Based on the allegations in the Complaint, the Court designates the following claims in this pro se action: Count 1: First Amendment claim against Brown the John Doe Kitchen Supervisor, and Burton, for refusing to provide Plaintiff with a religious diet that conforms to Muslim/Halal dietary practices, thus depriving him of adequate nutrition and substantially burdening his right to freely practice his religion.

Any other claim that is mentioned in the Complaint but not addressed in this Order should be considered dismissed without prejudice as inadequately pled under the Twombly pleading standard.

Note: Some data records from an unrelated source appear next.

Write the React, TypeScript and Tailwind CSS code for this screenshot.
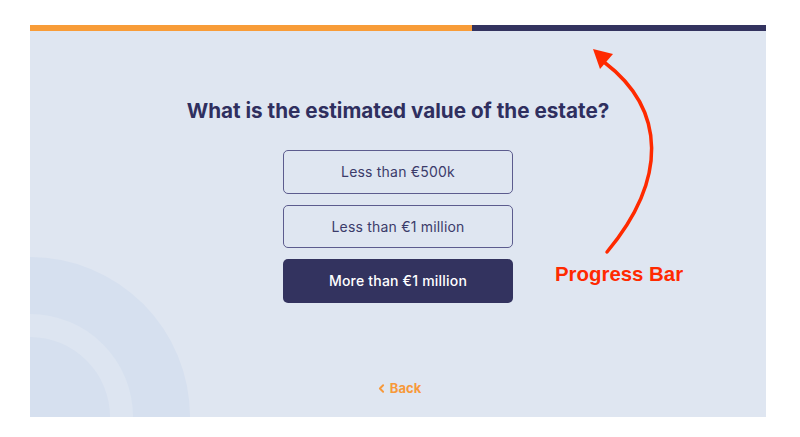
import { ChevronLeft } from "lucide-react";

const options = ["Less than €500k", "Less than €1 million", "More than €1 million"];

export default function App() {
  const selected = 2;

  return (
    <div className="relative w-[800px] h-[437px] bg-white overflow-hidden font-['Inter',sans-serif]">
      <div className="relative ml-[30px] mt-[25px] w-[736px] h-[392px] bg-[#dfe6f1] overflow-hidden">
        {/* decorative rings, bottom left */}
        <div className="absolute left-[-160px] bottom-[-160px] w-[320px] h-[320px] rounded-full bg-[#d6e0ef]" />
        <div className="absolute left-[-103px] bottom-[-103px] w-[206px] h-[206px] rounded-full bg-[#dde5f1]" />
        <div className="absolute left-[-80px] bottom-[-80px] w-[160px] h-[160px] rounded-full bg-[#d6e0ef]" />

        {/* progress bar */}
        <div className="relative flex h-[6px]">
          <div className="w-[442px] bg-[#f89c38]" />
          <div className="flex-1 bg-[#33335f]" />
        </div>

        <div className="relative flex flex-col items-center pt-[66px]">
          <h1 className="text-[20.7px] leading-7 font-bold text-[#2f2f5f]">
            What is the estimated value of the estate?
          </h1>

          <div className="mt-[25px] flex flex-col gap-[11px]">
            {options.map((label, i) => (
              <button
                key={label}
                className={
                  i === selected
                    ? "w-[230px] h-[43.5px] rounded-[5px] bg-[#33335f] text-white text-[14px] tracking-[0.2px] font-medium"
                    : "w-[230px] h-[43.5px] rounded-[5px] border border-[#5c5c8e] text-[#3b3b6a] text-[14px] tracking-[0.2px]"
                }
              >
                {label}
              </button>
            ))}
          </div>

          <button className="mt-[76px] flex items-center gap-[2px] text-[#f7993a] text-[13px] font-bold">
            <ChevronLeft size={13} strokeWidth={3.5} />
            Back
          </button>
        </div>
      </div>

      {/* annotation */}
      <svg className="absolute inset-0 pointer-events-none" width="800" height="437" viewBox="0 0 800 437">
        <path d="M607 252 C667 180 667 110 604 62" fill="none" stroke="#ff2a00" strokeWidth="3.5" strokeLinecap="round" />
        <polygon points="593,49 613,54 600,69" fill="#ff2a00" />
      </svg>
      <div className="absolute left-[555px] top-[262px] text-[20.4px] font-bold text-[#ff2a00] leading-6 font-['Liberation_Sans',sans-serif]">
        Progress Bar
      </div>
    </div>
  );
}
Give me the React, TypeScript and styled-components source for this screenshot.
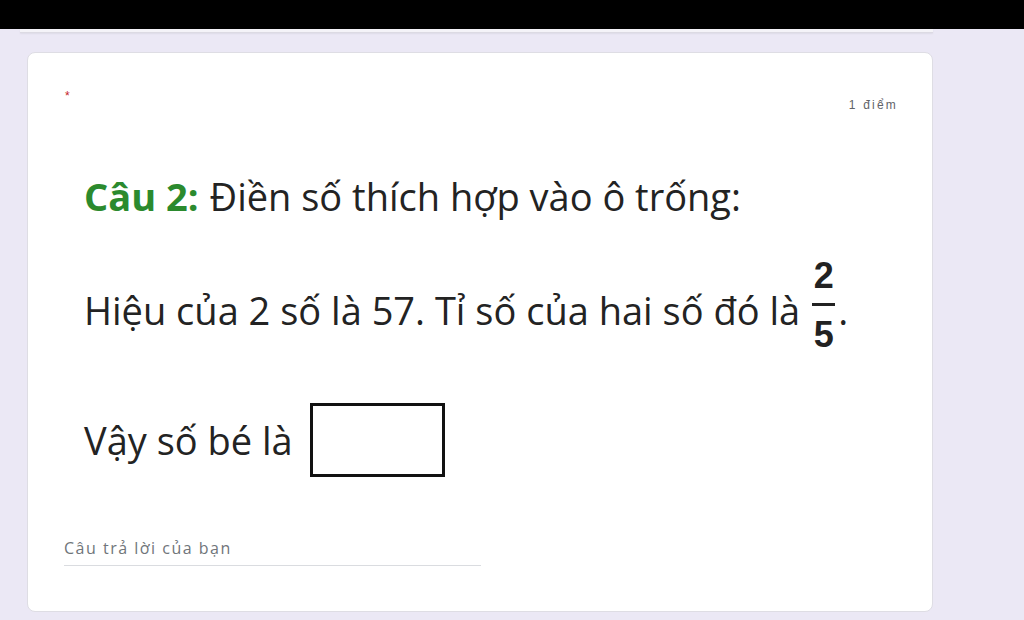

See Bell Atlantic Corp. v. Twombly, 550 U.S. 544, 570 (2007) (an action fails to state a claim upon which relief can be granted if it does not plead “enough facts to state a claim that is plausible on its face.”). Discussion Count 1 Observance of religiously mandated dietary restrictions is a form of religious practice

protected by the First Amendment. Hunafa v. Murphy, 907 F.2d 46, 47 (7th Cir. 1990) (citing cases). However, a prison regulation that impinges on an inmate’s First Amendment rights is nevertheless valid “if it is reasonably related to legitimate penological interests.” O'Lone v. Estate of Shabazz, 482 U.S. 342, 349 (1987) (quoting Turner v. Safley, 482 U.S. 78, 89 (1987)). Such interests include inmate security and the proper allocation of limited prison resources. See O'Lone at 348, 352-53; Turner, 482 U.S. at 90; Al-Alamin v. Gramley, 926 F.2d 680, 686 and nn. 3-5 (7th Cir. 1991). To state a claim under the First Amendment, a plaintiff must plead facts suggesting his “right to practice [his chosen religion] was burdened in a significant way.” Kaufman v. McCaughtry, 419 F.3d 678, 683 (7th Cir. 2005). Here, Plaintiff has done so regarding the denial

of his Muslim/Halal diet. Therefore, Count 1 will proceed against Brown, Burton, and the John Doe Kitchen Supervisor. Official Capacity Claims Plaintiff raises claims against each defendant in his or her individual and official capacities (Doc. 1, p. 2). The injunctive relief claim is properly brought against Jeremiah Brown, the Warden of Lawrence Correctional Center, in his official capacity. However, Plaintiff’s claims for monetary damages may only be pursued against state officials in their individual capacities. Brown v. Budz, 904 F.3d 904, 918 (7th Cir. 2005); Shockley v. Jones, 823 F.2d 1068, 1070 (7th Cir. 1987). Accordingly, the official capacity claims against the other individual defendants are dismissed without prejudice. Unknown/John/Jane Doe Defendant Plaintiff is responsible for securing information aimed at identifying the Unknown/John Doe Kitchen Supervisor Defendant, in accordance with the John/Jane Doe Identification Order

that will be entered separately. Once the name of the unknown defendant is obtained, Plaintiff must file a motion to substitute the newly identified defendant in place of the generic designation in the case caption and throughout the Complaint. Lawrence Warden Brown, in his official capacity, will respond to Plaintiff’s requests for information regarding the identity of the Unknown Defendant. Injunctive Relief1 Plaintiff seeks a TRO and/or a preliminary injunction ordering defendants to stop opening his food packs, and to have a “qualified person” pray over the cooked food (Doc. 1, p. 5), (Doc. 3).2 A TRO is an order issued without notice to the party to be enjoined that may last no more than 14 days. FED. R. CIV. P. 65(b)(2). A TRO may issue without notice only if (A) specific facts

in an affidavit or a verified complaint clearly show that immediate and irreparable injury, loss, or damage will result to the movant before the adverse party can be heard in opposition; and (B) the movant’s attorney certifies in writing any efforts made to give notice and the reasons why it should not be required. FED. R. CIV. P. 65(b)(1). Because Plaintiff has not demonstrated the likelihood of immediate and irreparable harm before Defendants can be heard, his request for a TRO is DENIED. A preliminary injunction may issue only after the adverse party is given notice and an

1 Because the Complaint includes a request for injunctive relief, Lawrence Warden Brown will remain as a defendant in his official capacity regarding this request, as well as in his individual capacity. 2 Doc.